#### Problem:
Copy exactly the lines from the start of the material through the line with "6, 6.4, 6.6];". Pictures stay out of the copy.

— start —

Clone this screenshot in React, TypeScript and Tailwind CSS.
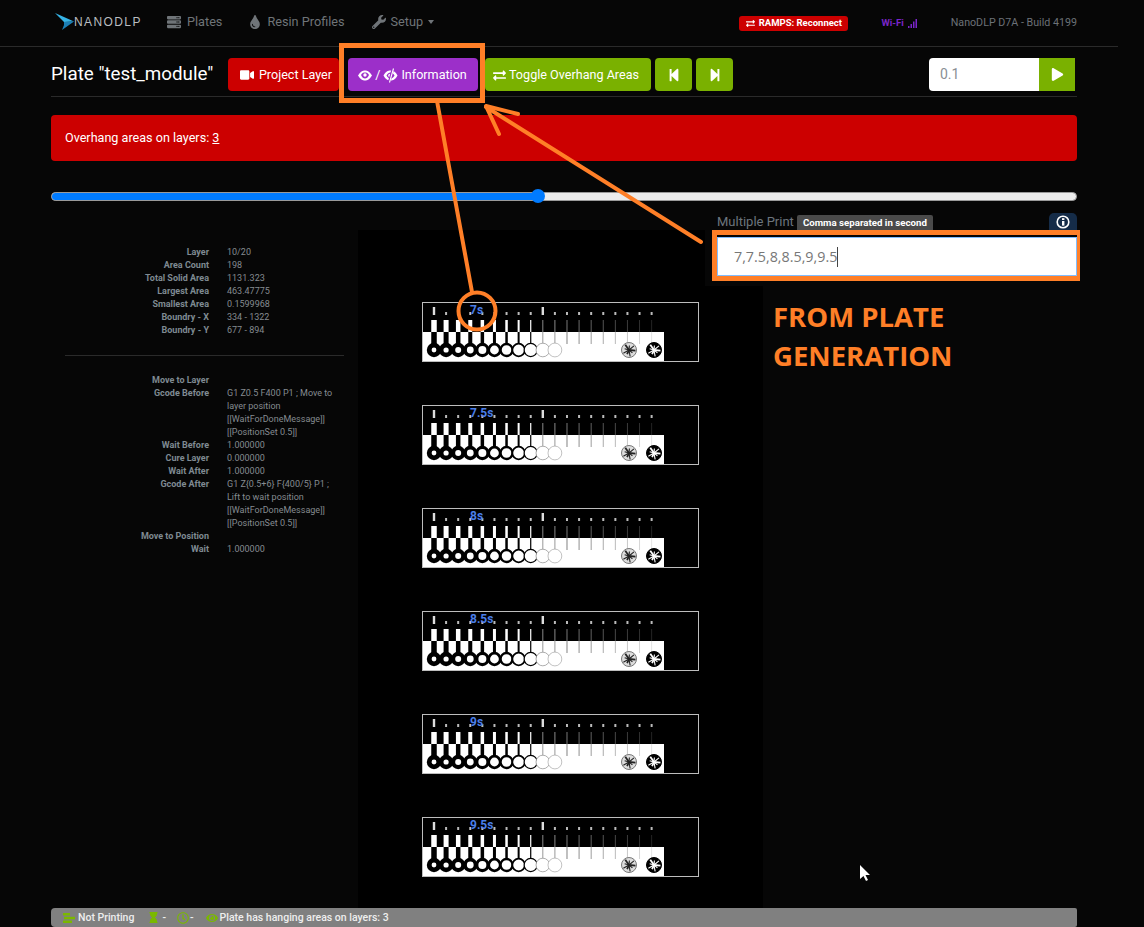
import {
  FaServer,
  FaTint,
  FaWrench,
  FaVideo,
  FaEye,
  FaExchangeAlt,
  FaStepBackward,
  FaStepForward,
  FaPlay,
  FaHourglass,
  FaRegClock,
} from "react-icons/fa";

const printInfo = [
  ["Layer", "10/20"],
  ["Area Count", "198"],
  ["Total Solid Area", "1131.323"],
  ["Largest Area", "463.47775"],
  ["Smallest Area", "0.1599968"],
  ["Boundry - X", "334 - 1322"],
  ["Boundry - Y", "677 - 894"],
];

const gcodeInfo = [
  ["Move to Layer", ""],
  ["Gcode Before", "G1 Z0.5 F400 P1 ; Move to layer position [[WaitForDoneMessage]] [[PositionSet 0.5]]"],
  ["Wait Before", "1.000000"],
  ["Cure Layer", "0.000000"],
  ["Wait After", "1.000000"],
  ["Gcode After", "G1 Z{0.5+6} F{400/5} P1 ; Lift to wait position [[WaitForDoneMessage]] [[PositionSet 0.5]]"],
  ["Move to Position", ""],
  ["Wait", "1.000000"],
];

const labels = ["7s", "7.5s", "8s", "8.5s", "9s", "9.5s"];

const barWidths = [5.5, 5, 4.5, 4, 3.5, 3, 2.5, 2, 1.2, 1, 1];
const holeSizes = [2.4, 2.6, 3, 3.4, 4, 4.4, 4.8, 5.4, 6, 6.4, 6.6];

function InfoRows({ rows }: { rows: string[][] }) {
  return (
    <div className="grid grid-cols-[158px_117px] gap-x-[18px] text-[9px] leading-[13px]">
      {rows.map(([label, value]) => (
        <div key={label} className="contents">
          <div className="text-right font-bold text-[#7f8a92]">{label}</div>
          <div className="text-[#858b90]">{value}</div>
        </div>
      ))}
    </div>
  );
}

function Spokes({ cx, dark }: { cx: number; dark: boolean }) {
  const angles = [5, 40, 80, 115, 150, 195, 235, 275, 320];
  return (
    <g>
      <circle cx={cx} cy={48} r={7.5} fill={dark ? "#000" : "#ddd"} stroke={dark ? "#000" : "#777"} strokeWidth={1} />
      {angles.map((a, i) => (
        <line
          key={a}
          x1={cx}
          y1={48}
          x2={cx + (i % 2 ? 4.5 : 6.5) * Math.cos((a * Math.PI) / 180)}
          y2={48 + (i % 2 ? 4.5 : 6.5) * Math.sin((a * Math.PI) / 180)}
          stroke={dark ? "#fff" : "#222"}
          strokeWidth={i % 3 ? 1.1 : 1.8}
        />
      ))}
    </g>
  );
}

function TestStrip({ label }: { label: string }) {
  const ticks = Array.from({ length: 19 }, (_, i) => 12 + i * 12.09);
  return (
    <div className="relative h-[60px] w-[277px]">
      <svg width="277" height="60" viewBox="0 0 277 60" className="block">
        <rect x="0" y="0" width="277" height="60" fill="#000" />
        <rect x="0" y="30" width="242" height="30" fill="#fff" />
        {ticks.map((x, i) => {
          const big = i === 0 || i === 9;
          return (
            <rect
              key={x}
              x={x - (big ? 1.2 : 1)}
              y={big ? 5 : 10}
              width={big ? 2.4 : 2}
              height={big ? 8 : 3}
              fill={big ? "#ddd" : "#bbb"}
            />
          );
        })}
        {ticks.map((x, i) => {
          if (i > 10) {
            const shade = 120 - (i - 11) * 12;
            const light = 130 + (i - 11) * 14;
            return (
              <g key={x}>
                <rect x={x - 0.5} y={18} width={1} height={12} fill={`rgb(${shade},${shade},${shade})`} />
                <rect x={x - 0.5} y={30} width={1} height={12} fill={`rgb(${light},${light},${light})`} />
              </g>
            );
          }
          const w = barWidths[i];
          const hole = holeSizes[i];
          const ink = i > 8 ? "#999" : "#000";
          return (
            <g key={x}>
              <rect x={x - w / 2} y={18} width={w} height={12} fill={i > 8 ? "#888" : "#fff"} />
              <rect x={x - w / 2} y={30} width={w} height={12} fill={ink} />
              <circle cx={x} cy={48} r={(7.2 + hole) / 2} fill="#fff" stroke={ink} strokeWidth={7.2 - hole} />
            </g>
          );
        })}
        <Spokes cx={207} dark={false} />
        <Spokes cx={232} dark={true} />
        <rect x="0.5" y="0.5" width="276" height="59" fill="none" stroke="#bdbdbd" strokeWidth="1" />
      </svg>
      <span className="absolute left-[48px] top-[1px] text-[12px] font-bold leading-[14px] text-[#4a7ee8]">{label}</span>
    </div>
  );
}

function EyeOpen() {
  return (
    <svg width="14" height="11" viewBox="0 0 14 11">
      <path d="M0 5.5 C2.5 1.5 4.5 0.5 7 0.5 C9.5 0.5 11.5 1.5 14 5.5 C11.5 9.5 9.5 10.5 7 10.5 C4.5 10.5 2.5 9.5 0 5.5 Z" fill="#fff" />
      <path d="M3 5 C4 3 5.5 2.5 7 2.5 C8.5 2.5 10 3 11 5 C10 7.5 8.5 8.5 7 8.5 C5.5 8.5 4 7.5 3 5 Z" fill="#9c2fc9" />
      <circle cx="7" cy="5" r="1.7" fill="#fff" />
    </svg>
  );
}

function EyeSlashed() {
  return (
    <svg width="15" height="15" viewBox="0 0 15 15">
      <path d="M0.5 7.5 C2.5 3.5 5 2.5 7.5 2.5 C10 2.5 12.5 3.5 14.5 7.5 C12.5 11.5 10 12.5 7.5 12.5 C5 12.5 2.5 11.5 0.5 7.5 Z" fill="#fff" />
      <path d="M3.5 7.5 C4.5 5.5 6 4.5 7.5 4.5 C9 4.5 10.5 5.5 11.5 7.5 C10.5 9.5 9 10.5 7.5 10.5 C6 10.5 4.5 9.5 3.5 7.5 Z" fill="#9c2fc9" />
      <circle cx="7" cy="7.5" r="1.8" fill="#fff" />
      <line x1="10" y1="0.5" x2="6" y2="14.5" stroke="#9c2fc9" strokeWidth="2.6" />
      <line x1="10.5" y1="0.5" x2="6.5" y2="14.5" stroke="#fff" strokeWidth="1.1" />
    </svg>
  );
}

function Annotations() {
  return (
    <svg width="1144" height="927" viewBox="0 0 1144 927" className="pointer-events-none absolute left-0 top-0">
      <path fillRule="evenodd" fill="#ff7f27" d="M339 43 H485 V103 H339 Z M344 48 V98 H480 V48 Z" />
      <path fillRule="evenodd" fill="#ff7f27" d="M712 230 H1080 V281 H712 Z M717 235 V276 H1077 V235 Z" />
      <g fill="none" stroke="#ff7f27" strokeLinecap="round" strokeLinejoin="round">
        <line x1="437" y1="101" x2="472" y2="292" strokeWidth="4" />
        <circle cx="477" cy="311" r="18.5" strokeWidth="4" />
        <line x1="701" y1="242" x2="486" y2="107" strokeWidth="4" />
        <polyline points="518,114 486,106 499,134" strokeWidth="4" />
      </g>
      {/* mouse cursor */}
      <path d="M860 865 L860 879 L863.5 876 L866 881 L868 880 L865.5 875 L870 875 Z" fill="#fff" />
    </svg>
  );
}

export default function App() {
  return (
    <div className="relative flex h-[927px] flex-col overflow-hidden bg-[#060606] font-[Roboto,sans-serif] text-white">
      {/* Navbar */}
      <nav className="flex h-[47px] w-[1118px] shrink-0 items-center justify-between border-b border-[#2a2a2a] pl-[55px] pr-[41px]">
        <div className="mb-[2px] flex items-center text-[12.7px] text-[#6f7478]">
          <svg width="20" height="18" viewBox="0 0 20 18" className="mr-[-1px]">
            <polygon points="0,0 19,8.5 9,9" fill="#35b3e6" />
            <polygon points="9,9 19,8.5 7,17 9,12" fill="#1c7fb5" />
          </svg>
          <span className="w-[93px] font-['Liberation_Sans',sans-serif] text-[12px] tracking-[1.4px] text-[#b9bdc0]">NANODLP</span>
          <FaServer className="text-[14px]" />
          <span className="ml-[6px]">Plates</span>
          <FaTint className="ml-[26px] text-[14px]" />
          <span className="ml-[5px]">Resin Profiles</span>
          <FaWrench className="ml-[27px] text-[14px]" />
          <span className="ml-[5px]">Setup</span>
          <span className="ml-[5px] h-0 w-0 border-x-[3.5px] border-t-[4px] border-x-transparent border-t-[#6f7478]" />
        </div>
        <div className="mt-[1px] flex items-center">
          <div className="flex h-[15px] w-[109px] items-center justify-center gap-[4px] rounded-[3px] bg-[#cc0000] text-[9.5px] font-bold">
            <FaExchangeAlt className="text-[9px]" />
            RAMPS: Reconnect
          </div>
          <span className="ml-[33px] text-[9.5px] font-bold text-[#7a25c9]">Wi-Fi</span>
          <svg width="10" height="10" viewBox="0 0 10 10" className="ml-[4px]">
            <rect x="0" y="8" width="1.5" height="2" fill="#7a25c9" />
            <rect x="2.5" y="6" width="1.5" height="4" fill="#7a25c9" />
            <rect x="5" y="3.5" width="1.5" height="6.5" fill="#7a25c9" />
            <rect x="7.5" y="1" width="1.5" height="9" fill="#7a25c9" />
          </svg>
          <span className="ml-[33px] text-[10.7px] text-[#6c7177]">NanoDLP D7A - Build 4199</span>
        </div>
      </nav>

      <main className="ml-[51px] flex w-[1026px] flex-1 flex-col">
        {/* Title row */}
        <div className="mt-[11px] flex h-[39px] items-start border-b border-[#2a2a2a] pb-[5px] text-[12.6px]">
          <h1 className="w-[177px] text-[18.8px] font-normal leading-[33px]">Plate "test_module"</h1>
          <button className="flex h-[33px] w-[111px] items-center justify-center gap-[5px] rounded-[4px] bg-[#cc0000] pl-[5px] pt-[1px]">
            <FaVideo className="text-[14px]" />
            Project Layer
          </button>
          <button className="ml-[9px] flex h-[33px] w-[130px] items-center justify-center gap-[3px] rounded-[4px] bg-[#9c2fc9] pr-[1px] pt-[1px]">
            <EyeOpen />
            <span>/</span>
            <EyeSlashed />
            Information
          </button>
          <button className="ml-[7px] flex h-[33px] w-[166px] items-center justify-center gap-[3px] rounded-[4px] bg-[#7ab100] pr-[4px] pt-[1px]">
            <FaExchangeAlt className="text-[13px]" />
            Toggle Overhang Areas
          </button>
          <button className="ml-[4px] flex h-[33px] w-[37px] items-center justify-center rounded-[4px] bg-[#7ab100]">
            <FaStepBackward className="text-[14px]" />
          </button>
          <button className="ml-[4px] flex h-[33px] w-[37px] items-center justify-center rounded-[4px] bg-[#7ab100]">
            <FaStepForward className="text-[14px]" />
          </button>
          <div className="ml-[196px] flex h-[33px] w-[146px]">
            <div className="flex w-[110px] items-center rounded-l-[4px] bg-white pl-[11px] text-[14px] text-[#8a8f94]">0.1</div>
            <div className="flex w-[36px] items-center justify-center bg-[#7ab100]">
              <FaPlay className="text-[13px]" />
            </div>
          </div>
        </div>

        {/* Overhang alert */}
        <div className="mt-[18px] flex h-[46px] items-center rounded-[4px] bg-[#cc0000] px-[14px] text-[12.6px]">
          <span>
            Overhang areas on layers: <u>3</u>
          </span>
        </div>

        {/* Layer slider */}
        <div className="relative mt-[31px] flex h-[9px] rounded-full border border-[#9a9a9a] bg-[#ececec]">
          <div className="h-full w-[486px] rounded-l-full bg-[#007bff]" />
          <span className="absolute left-[479px] top-[-4px] h-[14px] w-[14px] rounded-full bg-[#007bff]" />
        </div>

        {/* Info, preview and multiple print */}
        <div className="mt-[29px] flex flex-1 items-stretch">
          <aside className="w-[307px] pt-[16px]">
            <InfoRows rows={printInfo} />
            <div className="my-[18px] ml-[14px] mr-[14px] h-px bg-[#2a2a2a]" />
            <InfoRows rows={gcodeInfo} />
          </aside>
          <section className="flex w-[405px] flex-col items-center gap-[43px] bg-black pt-[72px]">
            {labels.map((label) => (
              <TestStrip key={label} label={label} />
            ))}
          </section>
          <aside className="relative ml-[-58px] mt-[-17px] h-[73px] w-[372px] bg-[#060606] pl-[12px]">
            <div className="flex h-[24px] items-start">
              <span className="text-[13px] leading-[18px] text-[#6c757d]">Multiple Print</span>
              <span className="ml-[3px] mt-[2px] rounded-t-[2px] bg-[#4a4a4a] px-[6px] text-[9.7px] font-bold leading-[15px]">Comma separated in second</span>
              <span className="ml-auto flex h-[17px] w-[28px] items-center justify-center rounded-t-[5px] bg-[#152c48]">
                <svg width="14" height="14" viewBox="0 0 14 14">
                  <circle cx="7" cy="7" r="5.8" fill="none" stroke="#fff" strokeWidth="1.6" />
                  <rect x="6" y="6" width="2.4" height="4.6" fill="#fff" />
                  <rect x="6" y="3.2" width="2.4" height="1.8" fill="#fff" />
                </svg>
              </span>
            </div>
            <div className="flex h-[39px] items-center border border-[#80bdff] bg-white pl-[16px] font-['Open_Sans',sans-serif] text-[14.3px] text-[#777]">
              7,7.5,8,8.5,9,9.5
              <span className="h-[20px] w-px bg-[#444]" />
            </div>
          </aside>
        </div>

        {/* Status bar */}
        <footer className="flex h-[19px] shrink-0 items-center rounded-l-[4px] rounded-r-[2px] bg-[#808080] pl-[12px] text-[10.5px] font-medium text-[#eee]">
          <svg width="12" height="10" viewBox="0 0 12 10">
            <rect x="0" y="0" width="7" height="2.5" fill="#7ab800" />
            <rect x="1" y="3.8" width="11" height="2.5" fill="#7ab800" />
            <rect x="0" y="7.5" width="9" height="2.5" fill="#7ab800" />
          </svg>
          <span className="ml-[3px]">Not Printing</span>
          <FaHourglass className="ml-[14px] text-[11px] text-[#7ab800]" />
          <span className="ml-[3px]">-</span>
          <FaRegClock className="ml-[11px] text-[12px] text-[#7ab800]" />
          <span className="ml-[1px]">-</span>
          <FaEye className="ml-[12px] text-[12px] text-[#7ab800]" />
          <span className="ml-[2px]">Plate has hanging areas on layers: 3</span>
        </footer>
      </main>

      {/* Hand-drawn annotations over the page */}
      <div className="absolute left-[773px] top-[297px] font-['Open_Sans',sans-serif] text-[27.5px] font-bold leading-[39px] text-[#ff7f27]">
        FROM PLATE
        <br />
        GENERATION
      </div>
      <Annotations />
    </div>
  );
}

— end —

#### Exercise solution:
Clone this screenshot in React, TypeScript and Tailwind CSS.
import {
  FaServer,
  FaTint,
  FaWrench,
  FaVideo,
  FaEye,
  FaExchangeAlt,
  FaStepBackward,
  FaStepForward,
  FaPlay,
  FaHourglass,
  FaRegClock,
} from "react-icons/fa";

const printInfo = [
  ["Layer", "10/20"],
  ["Area Count", "198"],
  ["Total Solid Area", "1131.323"],
  ["Largest Area", "463.47775"],
  ["Smallest Area", "0.1599968"],
  ["Boundry - X", "334 - 1322"],
  ["Boundry - Y", "677 - 894"],
];

const gcodeInfo = [
  ["Move to Layer", ""],
  ["Gcode Before", "G1 Z0.5 F400 P1 ; Move to layer position [[WaitForDoneMessage]] [[PositionSet 0.5]]"],
  ["Wait Before", "1.000000"],
  ["Cure Layer", "0.000000"],
  ["Wait After", "1.000000"],
  ["Gcode After", "G1 Z{0.5+6} F{400/5} P1 ; Lift to wait position [[WaitForDoneMessage]] [[PositionSet 0.5]]"],
  ["Move to Position", ""],
  ["Wait", "1.000000"],
];

const labels = ["7s", "7.5s", "8s", "8.5s", "9s", "9.5s"];

const barWidths = [5.5, 5, 4.5, 4, 3.5, 3, 2.5, 2, 1.2, 1, 1];
const holeSizes = [2.4, 2.6, 3, 3.4, 4, 4.4, 4.8, 5.4, 6, 6.4, 6.6];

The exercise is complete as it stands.